Em Portugal, são estes os principais desafios:
- As dificuldades em combater a promoção às apostas para ganhar dinheiro, não por entretenimento;
- A visibilidade da publicidade ao jogo ilegal (que, por sua vez, não é negligenciável).
Estes problemas também existem a nível europeu, e há várias semelhanças nas medidas que estão a ser tomadas por países como Espanha, Bélgica e Países Baixos para os controlar.
Falamos da restrição ou eliminação da publicidade nos media tradicionais e também nos equipamentos desportivos.
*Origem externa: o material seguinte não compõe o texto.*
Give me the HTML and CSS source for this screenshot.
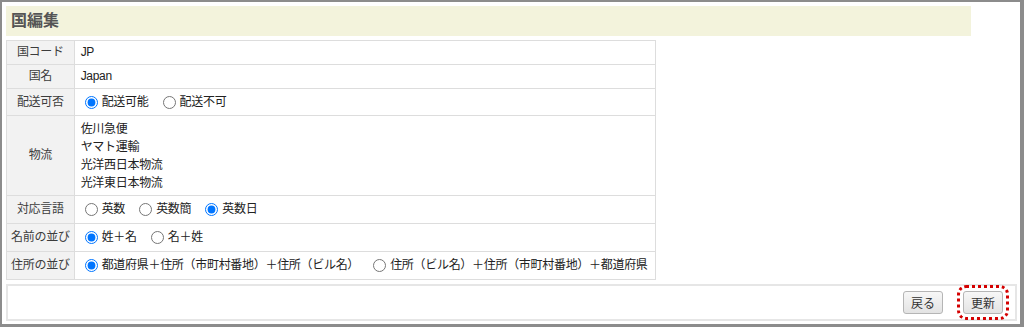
FILE: index.html
```html
<!DOCTYPE html>
<html>
<head>
    <title>国編集</title>
    <link rel="stylesheet" href="styles.css">
</head>
<body>
    <div class="frame">
        <h2 class="page-title">国編集</h2>

        <table class="edit-table">
            <tr>
                <th>国コード</th>
                <td>JP</td>
            </tr>
            <tr>
                <th>国名</th>
                <td>Japan</td>
            </tr>
            <tr class="tight">
                <th>配送可否</th>
                <td>
                    <label class="radio"><input type="radio" name="delivery" checked>配送可能</label>
                    <label class="radio"><input type="radio" name="delivery">配送不可</label>
                </td>
            </tr>
            <tr>
                <th>物流</th>
                <td class="logistics">
                    <div>佐川急便</div>
                    <div>ヤマト運輸</div>
                    <div>光洋西日本物流</div>
                    <div>光洋東日本物流</div>
                </td>
            </tr>
            <tr>
                <th>対応言語</th>
                <td>
                    <label class="radio"><input type="radio" name="lang">英数</label>
                    <label class="radio"><input type="radio" name="lang">英数簡</label>
                    <label class="radio"><input type="radio" name="lang" checked>英数日</label>
                </td>
            </tr>
            <tr>
                <th>名前の並び</th>
                <td>
                    <label class="radio"><input type="radio" name="name_order" checked>姓＋名</label>
                    <label class="radio"><input type="radio" name="name_order">名＋姓</label>
                </td>
            </tr>
            <tr>
                <th>住所の並び</th>
                <td>
                    <label class="radio"><input type="radio" name="addr_order" checked>都道府県＋住所（市町村番地）＋住所（ビル名）</label>
                    <label class="radio"><input type="radio" name="addr_order">住所（ビル名）＋住所（市町村番地）＋都道府県</label>
                </td>
            </tr>
        </table>

        <div class="actions">
            <button class="btn">戻る</button>
            <button class="btn btn-focus">更新</button>
        </div>
    </div>
</body>
</html>
```

FILE: styles.css
```css
body {
    margin: 0;
    font-family: "Liberation Sans", "Noto Sans CJK JP", sans-serif;
    background-color: #fff;
}

.frame {
    box-sizing: border-box;
    height: 327px;
    border-style: solid;
    border-color: #8c8c8c;
    border-width: 2px 4px 3px 2px;
    padding: 4px 3px 3px 4px;
    display: flex;
    flex-direction: column;
}

.page-title {
    box-sizing: border-box;
    width: 965px;
    height: 30px;
    margin: 0;
    padding-left: 5px;
    background-color: #f3f3dc;
    color: #555;
    font-size: 16px;
    font-weight: bold;
    line-height: 30px;
}

/* tabla de edicion */
.edit-table {
    margin-top: 4px;
    width: 650px;
    border-collapse: collapse;
    border: 1px solid #dcdcdc;
    font-size: 12px;
    letter-spacing: -0.3px;
}

.edit-table th {
    padding: 4px;
    background-color: #f2f2f2;
    color: #3c3c3c;
    font-weight: normal;
    white-space: nowrap;
    border: 1px solid #ddd;
    line-height: 15px;
}

.edit-table td {
    padding: 4px 6px;
    color: #222;
    white-space: nowrap;
    border: 1px solid #ddd;
    line-height: 15px;
}

.edit-table td.logistics {
    padding: 4px 6px 3px;
    line-height: 18px;
}

.radio {
    display: inline-flex;
    align-items: center;
    height: 19px;
    margin-right: 7px;
    vertical-align: middle;
}

.tight .radio {
    height: 18px;
}

.radio:last-child {
    margin-right: 0;
}

.radio input {
    width: 13px;
    height: 13px;
    margin: 0 4px;
}

/* botones */
.actions {
    flex: 1;
    margin-top: 4px;
    padding-right: 12px;
    border: 2px solid #e6e6e6;
    display: flex;
    justify-content: flex-end;
    align-items: center;
    gap: 20px;
}

.btn {
    height: 23px;
    padding: 0 7px;
    font-family: "Liberation Sans", "Noto Sans CJK JP", sans-serif;
    font-size: 12px;
    color: #333;
    background: linear-gradient(#f7f7f7, #e3e3e3);
    border: 1px solid #b5b5b5;
    border-radius: 3px;
    cursor: pointer;
}

.btn-focus {
    outline: 3px dotted #d40000;
    outline-offset: 3px;
}
```
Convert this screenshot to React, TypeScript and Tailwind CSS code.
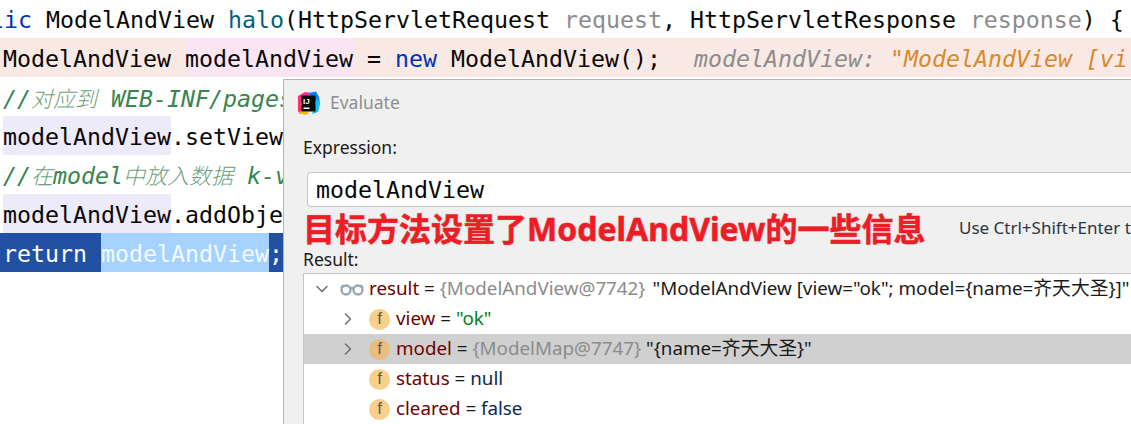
import { ChevronDown, ChevronRight } from 'lucide-react'

const MONO = 'font-["DejaVu_Sans_Mono","Noto_Sans_CJK_SC",monospace]'
const UI = 'font-["Noto_Sans","Noto_Sans_CJK_SC",sans-serif]'

function IdeaLogo() {
  return (
    <svg width="23" height="24" viewBox="0 0 23 24" className="shrink-0">
      <path d="M1 5 L8 1 L14 2 L9 8 L3 14 L1 12 Z" fill="#fc2f7d" />
      <path d="M11 2 L19 0.5 L22 6 L23 13 L17 10 Z" fill="#087cfa" />
      <path d="M20 6 L23 13 L21 21 L15 23 L18 14 Z" fill="#07c3f2" />
      <path d="M1 12 L5 14 L6 19 L3 23 L1 20 Z" fill="#fe315d" />
      <path d="M2 22 L6 18 L12 22 L8 24 Z" fill="#fdb60d" />
      <rect x="4.5" y="4.5" width="14" height="16" fill="#0a0a0a" />
      <text x="6" y="12.5" fill="#fff" fontSize="8" fontWeight="700" fontFamily="Liberation Sans">
        IJ
      </text>
      <rect x="6.5" y="16.5" width="6" height="1.5" fill="#fff" />
    </svg>
  )
}

function Glasses() {
  return (
    <svg width="24" height="14" viewBox="0 0 24 14" className="shrink-0">
      <circle cx="6" cy="8" r="4.5" fill="none" stroke="#9aa7b0" strokeWidth="2.4" />
      <circle cx="18" cy="8" r="4.5" fill="none" stroke="#9aa7b0" strokeWidth="2.4" />
      <path d="M10 6.5 Q12 5 14 6.5 M1 6 L3 3 M23 6 L21 3" fill="none" stroke="#9aa7b0" strokeWidth="1.8" />
    </svg>
  )
}

function FieldBadge({ dark }: { dark?: boolean }) {
  return (
    <span
      className={`flex size-[21px] shrink-0 items-center justify-center rounded-full text-[17px] text-[#6b5b3e] font-["Liberation_Sans",sans-serif] ${
        dark ? 'bg-[#e8bd7e]' : 'bg-[#f8d08c]'
      }`}
    >
      f
    </span>
  )
}

function FieldRow({ selected, arrow, children }: { selected?: boolean; arrow?: boolean; children: React.ReactNode }) {
  return (
    <div className={`flex h-[30px] items-center whitespace-pre pl-[34px] ${selected ? 'bg-[#d0d0d0]' : ''}`}>
      <span className="flex w-[31px] shrink-0 items-center">
        {arrow && <ChevronRight className="size-[20px] text-[#6e6e6e]" strokeWidth={1.8} />}
      </span>
      <FieldBadge dark={selected} />
      <span className="ml-[6px] pb-[2px]">{children}</span>
    </div>
  )
}

export default function App() {
  return (
    <div className={`relative h-[424px] w-[1131px] overflow-hidden bg-white ${MONO} text-[23.25px] text-[#080808]`}>
      <div className="whitespace-pre">
        <div className="-ml-[52px] flex h-[38px] items-center pt-[2px] leading-none">
          <span className="text-[#0033b3]">public </span>ModelAndView <span className="text-[#00627a]">halo</span>
          (HttpServletRequest <span className="text-[#8c8c8c]">request</span>, HttpServletResponse{' '}
          <span className="text-[#8c8c8c]">response</span>) {'{'}
        </div>
        <div className="h-[39px] bg-[#f9e9e4] pl-[3px] leading-[42px]">
          ModelAndView <span className="inline-block h-[39px] bg-[#fae6f3]">modelAndView</span> ={' '}
          <span className="text-[#0033b3]">new</span> ModelAndView();
          <span className="ml-[33px] text-[#8c8c8c] italic">modelAndView: </span>
          <span className="text-[#d98a2b] italic">"ModelAndView [vi</span>
        </div>
        <div className="h-[39px] w-[283px] overflow-hidden pl-[3px] leading-[43px] text-[#37854f] italic">
          //<span className="text-[22px] font-light text-[#6f9f7d]">对应到</span> WEB-INF/pages
        </div>
        <div className="h-[39px] w-[283px] overflow-hidden pl-[3px] leading-[42px]">
          <span className="inline-block h-[39px] bg-[#edeafa]">modelAndView</span>.setView
        </div>
        <div className="h-[39px] w-[283px] overflow-hidden pl-[3px] leading-[42px] text-[#37854f] italic">
          //<span className="text-[22px] font-light text-[#6f9f7d]">在</span>model
          <span className="text-[22px] font-light text-[#6f9f7d]">中放入数据</span> k-v
        </div>
        <div className="h-[39px] w-[283px] overflow-hidden pl-[3px] leading-[42px]">
          <span className="inline-block h-[39px] bg-[#edeafa]">modelAndView</span>.addObje
        </div>
        <div className="h-[39px] w-[283px] overflow-hidden bg-[#2251a3] pl-[3px] leading-[42px] text-white">
          return <span className="inline-block h-[39px] bg-[#a6d2ff] text-[#f4f9ff]">modelAndView</span>;
        </div>
      </div>

      {/* evaluate dialog */}
      <div className={`absolute top-[79px] left-[283px] h-[345px] w-[848px] overflow-hidden border-t border-l border-[#b4b4b4] bg-[#f0f0f0] pl-[19px] text-[17.5px] text-[#1a1a1a] ${UI}`}>
        <div className="-ml-[6px] flex h-[45px] items-center">
          <IdeaLogo />
          <span className="ml-[10px] text-[#8f8f8f]">Evaluate</span>
        </div>
        <div className="mt-[10px] flex h-[24px] items-center">Expression:</div>
        <div className={`mt-[13px] ml-[4px] flex h-[35px] items-center rounded-l-[4px] border border-r-0 border-[#c6c6c6] bg-white pt-[1px] pl-[8px] text-[23.25px] text-[#080808] ${MONO}`}>
          modelAndView
        </div>
        <div className="flex h-[41px] items-center">
          <span className="ml-[656px] text-[17px] whitespace-nowrap text-[#2b3440]">Use Ctrl+Shift+Enter t</span>
        </div>
        <div className="flex h-[22px] items-center">Result:</div>
        <div className="mt-[3px] h-[200px] border border-r-0 border-[#c6c6c6] bg-white text-[18.8px] text-[#1a1a1a]">
          <div className="flex h-[30px] items-center whitespace-pre pb-[1px] pl-[8px]">
            <ChevronDown className="size-[20px] shrink-0 text-[#6e6e6e]" strokeWidth={1.8} />
            <span className="ml-[8px] flex"><Glasses /></span>
            <span className="ml-[5px] text-[#6e0000]">result</span>
            <span> = </span>
            <span className="text-[#8c8c8c]">{'{ModelAndView@7742}'}</span>
            <span className="ml-[7px]">"ModelAndView [view="ok"; model={'{'}name=齐天大圣{'}'}]"</span>
          </div>
          <FieldRow arrow>
            <span className="text-[#6e0000]">view</span> = <span className="text-[#067d17]">"ok"</span>
          </FieldRow>
          <FieldRow arrow selected>
            <span className="text-[#6e0000]">model</span> = <span className="text-[#8c8c8c]">{'{ModelMap@7747}'}</span>{' '}
            "{'{'}name=齐天大圣{'}'}"
          </FieldRow>
          <FieldRow>
            <span className="text-[#6e0000]">status</span> = <span className="text-[#0b2a52]">null</span>
          </FieldRow>
          <FieldRow>
            <span className="text-[#6e0000]">cleared</span> = <span className="text-[#0b2a52]">false</span>
          </FieldRow>
        </div>
      </div>

      {/* red annotation laid over the dialog */}
      <div className={`absolute top-[207px] left-[303px] text-[32px] leading-[44px] font-bold whitespace-nowrap text-[#ee1c25] [-webkit-text-stroke:0.5px_#ee1c25] [text-shadow:0_0_2px_#ddd,0_0_2px_#ddd] ${UI}`}>
        目标方法设置了ModelAndView的一些信息
      </div>
    </div>
  )
}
Em Portugal, apesar de não estar a ser discutida a eliminação dos patrocínios nas camisolas, também não se pode dizer que nada esteja a ser feito.
O último relatório do SRIJ passou a contabilizar o número de vídeos publicitários removidos, o que mostra que esta componente da inspecção do jogo não está a ser descurada.
Da mesma forma, pelo arranque do mundial de 2022, a APAJO lançou uma campanha contra o jogo ilegal, enquanto que o Placard colaborou com o youtuber Bernardo Almeida para desmistificar o jogo em casas legais.
Temos curiosidade para saber se a restrição da publicidade mais polémica e o uso das ferramentas que melhor chegam à população jovem surtem efeitos, mas parecem uma boa opção.
Ficamos a aguardar novas medidas em relação ao controlo dos patrocínios a equipas desportivas, como está a acontecer em Espanha, Reino Unido, Bélgica e Países Baixos.